What damages can I recover in a hostile work environment case?

Recoverable damages in a Title VII hostile work environment case include: compensatory damages for emotional distress, pain and suffering, and related harm; punitive damages when the employer acted with malice or reckless indifference to federally protected rights; back pay for wages lost due to constructive discharge or other tangible employment actions; front pay in lieu of reinstatement; and attorney fees (mandatory if you prevail, paid by the defendant). Compensatory and punitive damages combined are capped at $50,000–$300,000 depending on employer size. Back pay, front pay, and attorney fees are not subject to these caps.

For ADA harassment claims, the same cap structure applies.

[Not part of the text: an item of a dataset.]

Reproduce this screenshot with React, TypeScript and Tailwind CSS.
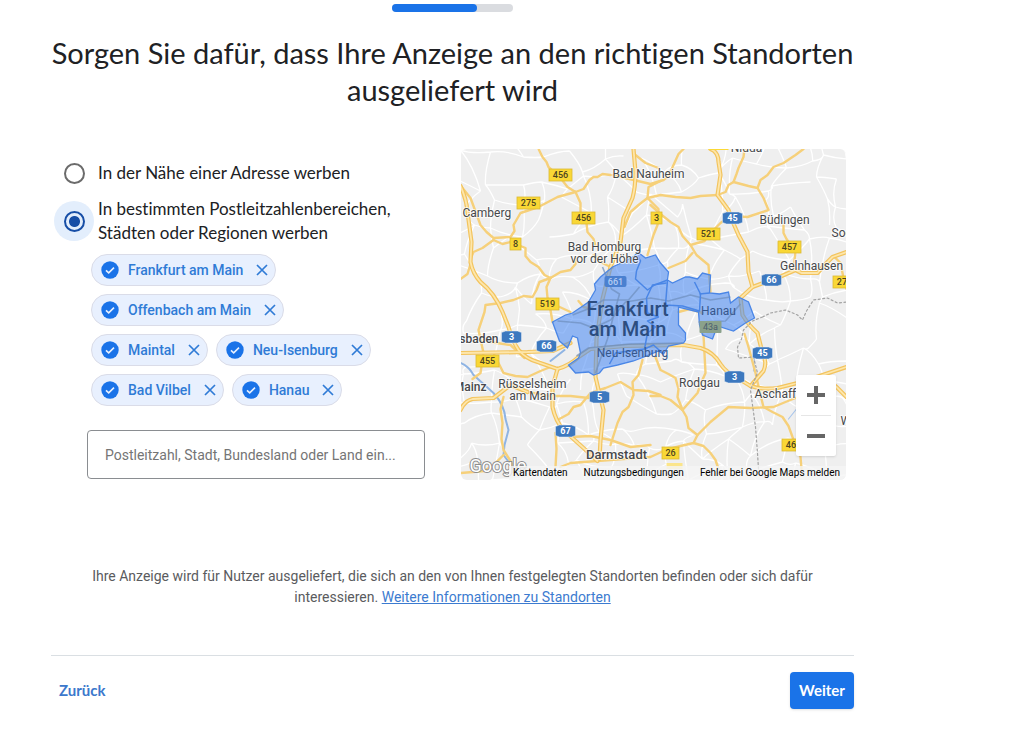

For ADEA age harassment claims, the cap structure differs: ADEA provides for liquidated (double) damages on back pay when the violation was willful, rather than the compensatory/punitive framework. State law claims filed concurrently may provide for uncapped or higher damages — particularly in California and New York, where state anti-harassment statutes are significantly more plaintiff-favorable than their federal counterparts.

How long does a hostile work environment case take?

The full timeline from incident to resolution is typically 18 months to four years. The EEOC charge process alone takes 6 to 18 months before a right-to-sue letter issues. Federal court litigation after the right-to-sue letter typically takes 12 to 24 additional months before settlement or trial. Cases that go to trial take longer. Cases that settle early in the EEOC mediation process (which the EEOC offers free of charge) can resolve in 6 to 12 months from the filing date. The most important factor in case duration is the employer’s willingness to engage in meaningful settlement discussions versus its decision to fight the claim through discovery and summary judgment motion practice.